Did John Cleese Just Cancel His Own Cancel Culture Show?

Cleese couldn’t commit to combating censorship in comedy with so many other anti-woke projects on his schedule

After years of railing against wokeness on television and social media, Monty Python legend John Cleese’s long-awaited series devoted entirely to combatting political correctness may have been canceled by his calendar.

Three years ago, Cleese and the production company Expectation Entertainment announced that cancel culture’s days on British television were numbered. On the U.K. station Channel 4, their planned series, obviously titled John Cleese: Cancel Me, was supposed to examine “how the impeccable idea of ‘Let’s all be kind to people’ has been developed in some cases ad absurdum,” specifically in how it has affected the world of comedy. That description seems like an imperfect thesis on the state of Cleese’s late career, as the 84-year-old icon’s creative output in recent years has largely been composed of presenting gigs on shows about censorship at GB News, a channel often described to Americans as “U.K. Fox News,” and an occasional acting job in a Roman Polanski film.

Those engagements, coupled with Cleese’s comedy tour in which he sits down and tells all the race jokes he’s “not allowed” to perform before playing clips from A Fish Called Wanda, seem to be complicating Cleese’s plan to land a death blow on cancel culture with the Channel 4 series.
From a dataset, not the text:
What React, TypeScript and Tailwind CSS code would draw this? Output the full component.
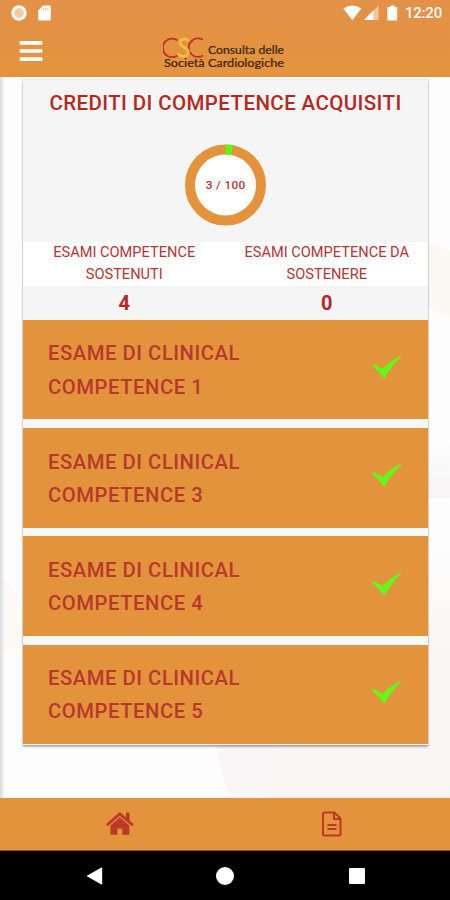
import { FaBars } from 'react-icons/fa';

const exams = [1, 3, 4, 5];

function StatusBar() {
  return (
    <div className="flex h-[26px] items-center justify-between pl-[11px] pr-2">
      <div className="flex items-center gap-[11px]">
        <svg width="16" height="16" viewBox="0 0 16 16">
          <circle cx="8" cy="8" r="5" fill="#f3c99d" />
          <circle cx="8" cy="8" r="6.2" fill="none" stroke="#fff" strokeWidth="3" />
        </svg>
        <svg width="13" height="16" viewBox="0 0 13 16">
          <path d="M5 0.5H11.5Q12.8 0.5 12.8 2V14Q12.8 15.5 11.5 15.5H1.5Q0.2 15.5 0.2 14V5.5Z" fill="#fff" />
          <path d="M5.3 3V5.5M7.6 3V5.5M9.9 3V5.5" stroke="#ecb783" strokeWidth="1" />
        </svg>
      </div>
      <div className="flex items-center">
        <svg width="19" height="16" viewBox="0 0 19 16">
          <path d="M0.3 3.6Q9.3 -2.8 18.3 3.6L9.3 15.2Z" fill="#fff" />
        </svg>
        <svg className="ml-0.5" width="15" height="16" viewBox="0 0 15 16">
          <path d="M0 15L14.5 0.5V15Z" fill="#f2c697" />
          <path d="M0 15L9.5 5.5V15Z" fill="#fff" />
        </svg>
        <svg className="ml-2" width="11" height="16" viewBox="0 0 11 16">
          <path d="M3.3 0.5H7.5V2H10.2V15.5H0.4V2H3.3Z" fill="#fff" />
        </svg>
        <span className="ml-[7px] text-[15px] leading-none font-medium tracking-[-0.2px] text-white">12:20</span>
      </div>
    </div>
  );
}

function Logo() {
  return (
    <svg width="124" height="36" viewBox="0 0 124 36">
      <g fill="none" strokeWidth="1.8">
        <path d="M14.5 4.3A9.3 9.3 0 1 0 14.5 19.5" stroke="#c32b2d" />
        <path d="M40 3.8A9.3 9.3 0 1 0 40 19.5" stroke="#c32b2d" />
        <path d="M25.5 5.5C23.5 1.5 16.5 2.5 17 7C17.5 11.5 25 11 25.3 15.8C25.5 21 18 22 15 17.5" stroke="#f7bb3d" strokeWidth="2.8" />
      </g>
      <g fill="#39250f" stroke="#39250f" strokeWidth="0.2" fontFamily="Lato, sans-serif" fontSize="10.5">
        <text x="45" y="18" textLength="76" lengthAdjust="spacingAndGlyphs">Consulta delle</text>
        <text x="1" y="30.5" textLength="120" lengthAdjust="spacingAndGlyphs">Società Cardiologiche</text>
      </g>
    </svg>
  );
}

function CreditsRing({ value, total }: { value: number; total: number }) {
  return (
    <svg className="mx-auto block" width="81" height="82" viewBox="0 0 81 82">
      <circle cx="40.5" cy="41" r="35.5" fill="#fff" stroke="#e4933d" strokeWidth="10" />
      <circle
        cx="40.5"
        cy="41"
        r="35.5"
        fill="none"
        stroke="#5df70b"
        strokeWidth="10"
        pathLength={total}
        strokeDasharray={`${value} ${total}`}
        transform="rotate(-90 40.5 41)"
      />
      <text x="40.5" y="44.7" textAnchor="middle" fill="#b03434" fontSize="11.8" fontWeight="500" textLength="39.5">
        {`${value} / ${total}`}
      </text>
    </svg>
  );
}

function ExamRow({ number }: { number: number }) {
  return (
    <div className="flex h-[99.7px] items-center justify-between bg-[#e4933d] pl-[25px] pr-[26px]">
      <p className="mt-[2px] w-[240px] text-[20.3px] leading-[33.3px] font-medium tracking-[0.52px] text-[#b7392b]">
        <span className="block h-[33.3px]">ESAME DI CLINICAL</span>
        <span className="block h-[33.3px]">{`COMPETENCE ${number}`}</span>
      </p>
      <svg className="-mt-1" width="31" height="25" viewBox="0 0 31 25">
        <path d="M0.5 10.2Q3 9 5 10L11.5 14Q19 5.5 30 0.7L30.3 1.7Q20 11.5 13.2 24Q8 16.5 0.5 10.2Z" fill="#62f81a" />
      </svg>
    </div>
  );
}

export default function App() {
  return (
    <div className="flex h-[900px] w-[450px] flex-col overflow-hidden bg-black font-[Roboto,sans-serif]">
      <header className="h-[77px] shrink-0 bg-gradient-to-b from-[#e39148] to-[#e4933d]">
        <StatusBar />
        <div className="flex h-[51px] items-center">
          <FaBars className="-mt-0.5 ml-[18px] text-[26px] text-white" />
          <div className="mt-1 ml-[119px]">
            <Logo />
          </div>
        </div>
      </header>

      <main className="relative h-[721px] shrink-0 overflow-hidden bg-[#fdfdfd] pt-[3px] pr-[22px] pl-[23px]">
        <svg className="absolute inset-0" width="450" height="721" viewBox="0 0 450 721">
          <defs>
            <linearGradient id="band" x1="0" y1="0" x2="0" y2="1">
              <stop offset="0" stopColor="#fdfdfd" />
              <stop offset="1" stopColor="#f6f4f5" />
            </linearGradient>
            <linearGradient id="fade" x1="0" y1="0" x2="0" y2="1">
              <stop offset="0" stopColor="#fdfdfd" />
              <stop offset="0.5" stopColor="#f9f5f4" />
            </linearGradient>
          </defs>
          <path d="M425 166Q438 168 450 175V242L425 228Z" fill="#fcf9f5" />
          <path d="M0 500Q30 520 24 568L0 575Z" fill="#fcf9f7" />
          <path d="M425 365H450V421H425Z" fill="url(#band)" />
          <path d="M425 470H450V721H425Z" fill="url(#fade)" />
          <path d="M214 640Q214 681 231 721H425V640Z" fill="#f8f6f7" />
          <path d="M425 640H300Q270 680 265 721H450V640Z" fill="#f9f5f4" />
        </svg>
        <div className="absolute inset-y-0 left-0 w-[5px] bg-gradient-to-r from-[#dadada] to-transparent" />
        <section className="relative h-[664.5px] bg-[#f5f5f5] shadow-[0_0_0_1px_rgba(0,0,0,0.08),0_2px_2px_rgba(0,0,0,0.3)]">
          <h1 className="pt-[11px] text-center text-[20.5px] leading-6 font-medium tracking-[0.4px] text-[#b52822]">
            CREDITI DI COMPETENCE ACQUISITI
          </h1>
          <div className="h-[127px] pt-[29px]">
            <CreditsRing value={3} total={100} />
          </div>
          <div className="grid h-[44px] grid-cols-2 bg-white text-center text-[14.6px] leading-[21.6px] text-[#b23434]">
            <p className="px-5">ESAMI COMPETENCE SOSTENUTI</p>
            <p className="px-2">ESAMI COMPETENCE DA SOSTENERE</p>
          </div>
          <div className="grid h-[33.8px] grid-cols-2 text-center text-[20px] leading-[34px] font-bold text-[#b52822]">
            <span>4</span>
            <span>0</span>
          </div>
          <div className="flex flex-col gap-[8.6px] bg-[#f8f8f8]">
            {exams.map((n) => (
              <ExamRow key={n} number={n} />
            ))}
          </div>
        </section>
      </main>

      <nav className="grid h-[53px] shrink-0 grid-cols-2 border-b border-[#8b5a25] bg-[#e4933d] text-[#bc3829]">
        <div className="flex items-center justify-center pl-[14px]">
          <svg width="28" height="24" viewBox="0 0 28 24" fill="currentColor">
            <path d="M13.8 0L20 5.3V0.6H23.5V8.4L27.7 12.1L26 14.2L13.8 3.8L1.7 14.2L0 12.1Z" />
            <path d="M13.8 5.3L23.3 13.4V22.7H16.3V16.5H11.4V22.7H4.4V13.4Z" />
          </svg>
        </div>
        <div className="flex items-center justify-center pr-[12px]">
          <svg width="20" height="26" viewBox="0 0 20 26" fill="none" stroke="currentColor" strokeWidth="2">
            <path d="M2.5 1.5H12.5L18.5 7.5V23Q18.5 24.5 17 24.5H2.5Q1 24.5 1 23V3Q1 1.5 2.5 1.5Z" />
            <path d="M12 2V8H18M5.5 14H14.5M5.5 18H14.5" />
          </svg>
        </div>
      </nav>

      <footer className="flex h-[49px] items-center bg-black text-white">
        <svg className="ml-[86px]" width="17" height="18" viewBox="0 0 17 18" fill="currentColor">
          <path d="M0.5 9L15 0.7Q16.2 0 16.2 1.4V16.6Q16.2 18 15 17.3Z" />
        </svg>
        <span className="ml-[113px] size-[18px] rounded-full bg-white" />
        <span className="ml-[115px] size-[16px] rounded-[1px] bg-white" />
      </footer>
    </div>
  );
}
As Deadline reported late last week, John Cleese: Cancel Me is dead in the water due to scheduling difficulties with the title comic — and here I thought the series would fizzle out because Cleese wasted all his poorly informed cancel culture rants on Twitter.

When Channel 4 first announced that they would provide Cleese with his biggest platform yet from which to claim that he had been silenced, Cleese said of John Cleese: Cancel Me, “I’m delighted to have a chance to find out, on camera, about all the aspects of so-called political correctness,” adding the obvious comment, “There’s so much I really don’t understand.” 

“I want to bring the various reasonings right out in the open so that people can be clearer in their minds what they agree with, what they don’t agree with, and what they still can’t make their mind up about,” Cleese said of the goal of the scrapped series. How, exactly, Cleese planned on stretching out this vague premise into numerous episodes of a TV show was unclear at the time, and, now that Cleese has supposedly abandoned the project, I wonder if there was ever a good answer in the first place.

The ideological problem with devoting an entire series to the notion that rich, powerful and beloved figures like Cleese are somehow restricted in their conduct and their speech is that the existence of a show like John Cleese: Cancel Me would contradict the very premise: that Cleese is canceled. Additionally, there is hilarious irony in the fact that John Cleese: Cancel Me failed because, at 84 years of age and with little left to say besides “I’m not allowed to say anything,” Cleese is simply getting too much work to devote the time necessary to proving that comics like him have been blacklisted for being too provocative. 

However, those die-hard Cleese fans who couldn't wait to hear weekly rants about cancel culture on TV instead of on his Twitter feed should not feel too dismayed at the reported cancelation of John Cleese: Cancel Me — the Fawly Towers reboot is still in the works, and Basil Fawlty is all-but-guaranteed to start beef over some bullshit like a gender neutral bathroom debate.